## START Recorded data

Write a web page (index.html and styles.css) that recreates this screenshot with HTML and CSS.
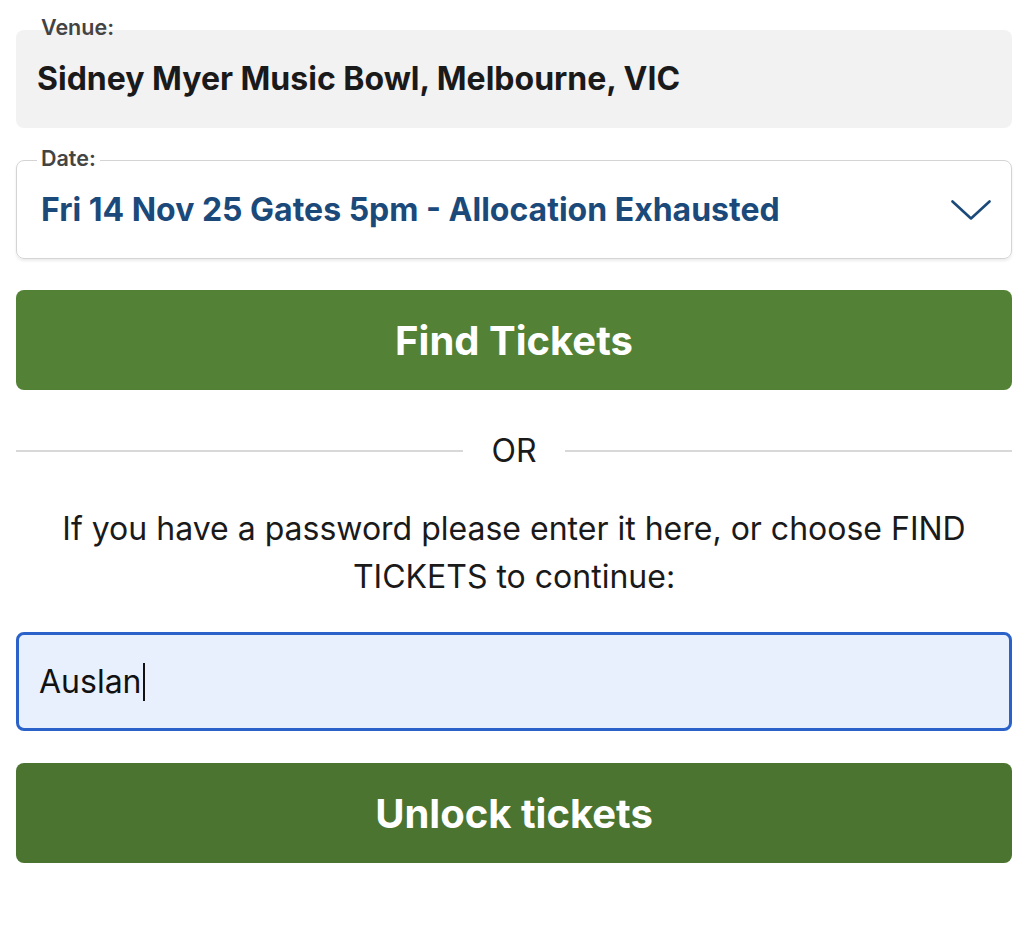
FILE: index.html
```html
<!DOCTYPE html>
<html lang="en">
<head>
<meta charset="utf-8">
<title>Find Tickets</title>
<link rel="stylesheet" href="styles.css">
</head>
<body>
<main class="form">
  <fieldset class="field field-venue">
    <legend class="field-label">Venue:</legend>
    <div class="venue-value">Sidney Myer Music Bowl, Melbourne, VIC</div>
  </fieldset>

  <fieldset class="field field-date">
    <legend class="field-label">Date:</legend>
    <div class="select-row">
      <span class="date-value">Fri 14 Nov 25 Gates 5pm - Allocation Exhausted</span>
      <svg class="chevron" width="40" height="20" viewBox="0 0 40 20" aria-hidden="true">
        <path d="M1.5 1.5 L20 18.5 L38.5 1.5" fill="none" stroke="#1b4a7a" stroke-width="2.6" stroke-linecap="round" stroke-linejoin="round"/>
      </svg>
    </div>
  </fieldset>

  <button class="btn btn-find" type="button">Find Tickets</button>

  <div class="divider">
    <span class="divider-line"></span>
    <span class="divider-text">OR</span>
    <span class="divider-line"></span>
  </div>

  <p class="hint">If you have a password please enter it here, or choose FIND TICKETS to continue:</p>

  <div class="password">
    <span class="password-text">Auslan</span><span class="caret"></span>
  </div>

  <button class="btn btn-unlock" type="button">Unlock tickets</button>
</main>
</body>
</html>
```

FILE: styles.css
```css
* { box-sizing: border-box; }

html, body {
  margin: 0;
  padding: 0;
  background: #ffffff;
}

body {
  font-family: Inter, "Liberation Sans", Arial, sans-serif;
  color: #1a1a1a;
}

.form {
  display: flex;
  flex-direction: column;
  padding: 14px 24px 0 16px;
}

.field {
  margin: 0;
  min-width: 0;
  border-radius: 8px;
}

.field-label {
  font-size: 21.5px;
  line-height: 26px;
  font-weight: 600;
  color: #444444;
  padding: 0 4px 5px;
}

.field-venue {
  border: 0;
  background: #f2f2f2;
  padding: 15px 21px 30px;
}

.venue-value {
  font-size: 32px;
  line-height: 38px;
  font-weight: 700;
  color: #1a1a1a;
}

.field-date {
  margin-top: 17px;
  border: 1px solid #d4d4d4;
  background: #ffffff;
  box-shadow: 0 2px 3px rgba(0, 0, 0, 0.08);
  padding: 15px 20px 29px 20px;
}

.select-row {
  display: flex;
  align-items: center;
  justify-content: space-between;
  padding-left: 4px;
}

.date-value {
  font-size: 32px;
  line-height: 38px;
  font-weight: 700;
  color: #1b4a7a;
}

.chevron { display: block; }

.btn {
  width: 100%;
  height: 100px;
  border: 0;
  border-radius: 8px;
  color: #ffffff;
  font-family: inherit;
  font-size: 40px;
  font-weight: 700;
  cursor: pointer;
}

.btn-find {
  margin-top: 31px;
  background: #538135;
}

.btn-unlock {
  margin-top: 32px;
  background: #4b7430;
}

.divider {
  display: flex;
  align-items: center;
  gap: 28px;
  margin-top: 42px;
  height: 38px;
}

.divider-line {
  flex: 1;
  height: 2px;
  background: #d8d8d8;
}

.divider-text {
  font-size: 32px;
  line-height: 38px;
  color: #1a1a1a;
}

.hint {
  margin: 35px 0 0;
  text-align: center;
  font-size: 32px;
  line-height: 48px;
  color: #1a1a1a;
}

.password {
  margin-top: 31px;
  height: 99px;
  border: 3px solid #2b62c9;
  border-radius: 8px;
  background: #e8f0fd;
  display: flex;
  align-items: center;
  padding: 0 20px;
}

.password-text {
  font-size: 32px;
  color: #111111;
}

.caret {
  display: inline-block;
  width: 2px;
  height: 38px;
  background: #111111;
  margin-left: 1px;
}
```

## END Recorded data

- _Request_:
Without the pictures, retype the whole of the material above exactly.

- _Response to this task_:
Write a web page (index.html and styles.css) that recreates this screenshot with HTML and CSS.
FILE: index.html
```html
<!DOCTYPE html>
<html lang="en">
<head>
<meta charset="utf-8">
<title>Find Tickets</title>
<link rel="stylesheet" href="styles.css">
</head>
<body>
<main class="form">
  <fieldset class="field field-venue">
    <legend class="field-label">Venue:</legend>
    <div class="venue-value">Sidney Myer Music Bowl, Melbourne, VIC</div>
  </fieldset>

  <fieldset class="field field-date">
    <legend class="field-label">Date:</legend>
    <div class="select-row">
      <span class="date-value">Fri 14 Nov 25 Gates 5pm - Allocation Exhausted</span>
      <svg class="chevron" width="40" height="20" viewBox="0 0 40 20" aria-hidden="true">
        <path d="M1.5 1.5 L20 18.5 L38.5 1.5" fill="none" stroke="#1b4a7a" stroke-width="2.6" stroke-linecap="round" stroke-linejoin="round"/>
      </svg>
    </div>
  </fieldset>

  <button class="btn btn-find" type="button">Find Tickets</button>

  <div class="divider">
    <span class="divider-line"></span>
    <span class="divider-text">OR</span>
    <span class="divider-line"></span>
  </div>

  <p class="hint">If you have a password please enter it here, or choose FIND TICKETS to continue:</p>

  <div class="password">
    <span class="password-text">Auslan</span><span class="caret"></span>
  </div>

  <button class="btn btn-unlock" type="button">Unlock tickets</button>
</main>
</body>
</html>
```

FILE: styles.css
```css
* { box-sizing: border-box; }

html, body {
  margin: 0;
  padding: 0;
  background: #ffffff;
}

body {
  font-family: Inter, "Liberation Sans", Arial, sans-serif;
  color: #1a1a1a;
}

.form {
  display: flex;
  flex-direction: column;
  padding: 14px 24px 0 16px;
}

.field {
  margin: 0;
  min-width: 0;
  border-radius: 8px;
}

.field-label {
  font-size: 21.5px;
  line-height: 26px;
  font-weight: 600;
  color: #444444;
  padding: 0 4px 5px;
}

.field-venue {
  border: 0;
  background: #f2f2f2;
  padding: 15px 21px 30px;
}

.venue-value {
  font-size: 32px;
  line-height: 38px;
  font-weight: 700;
  color: #1a1a1a;
}

.field-date {
  margin-top: 17px;
  border: 1px solid #d4d4d4;
  background: #ffffff;
  box-shadow: 0 2px 3px rgba(0, 0, 0, 0.08);
  padding: 15px 20px 29px 20px;
}

.select-row {
  display: flex;
  align-items: center;
  justify-content: space-between;
  padding-left: 4px;
}

.date-value {
  font-size: 32px;
  line-height: 38px;
  font-weight: 700;
  color: #1b4a7a;
}

.chevron { display: block; }

.btn {
  width: 100%;
  height: 100px;
  border: 0;
  border-radius: 8px;
  color: #ffffff;
  font-family: inherit;
  font-size: 40px;
  font-weight: 700;
  cursor: pointer;
}

.btn-find {
  margin-top: 31px;
  background: #538135;
}

.btn-unlock {
  margin-top: 32px;
  background: #4b7430;
}

.divider {
  display: flex;
  align-items: center;
  gap: 28px;
  margin-top: 42px;
  height: 38px;
}

.divider-line {
  flex: 1;
  height: 2px;
  background: #d8d8d8;
}

.divider-text {
  font-size: 32px;
  line-height: 38px;
  color: #1a1a1a;
}

.hint {
  margin: 35px 0 0;
  text-align: center;
  font-size: 32px;
  line-height: 48px;
  color: #1a1a1a;
}

.password {
  margin-top: 31px;
  height: 99px;
  border: 3px solid #2b62c9;
  border-radius: 8px;
  background: #e8f0fd;
  display: flex;
  align-items: center;
  padding: 0 20px;
}

.password-text {
  font-size: 32px;
  color: #111111;
}

.caret {
  display: inline-block;
  width: 2px;
  height: 38px;
  background: #111111;
  margin-left: 1px;
}
```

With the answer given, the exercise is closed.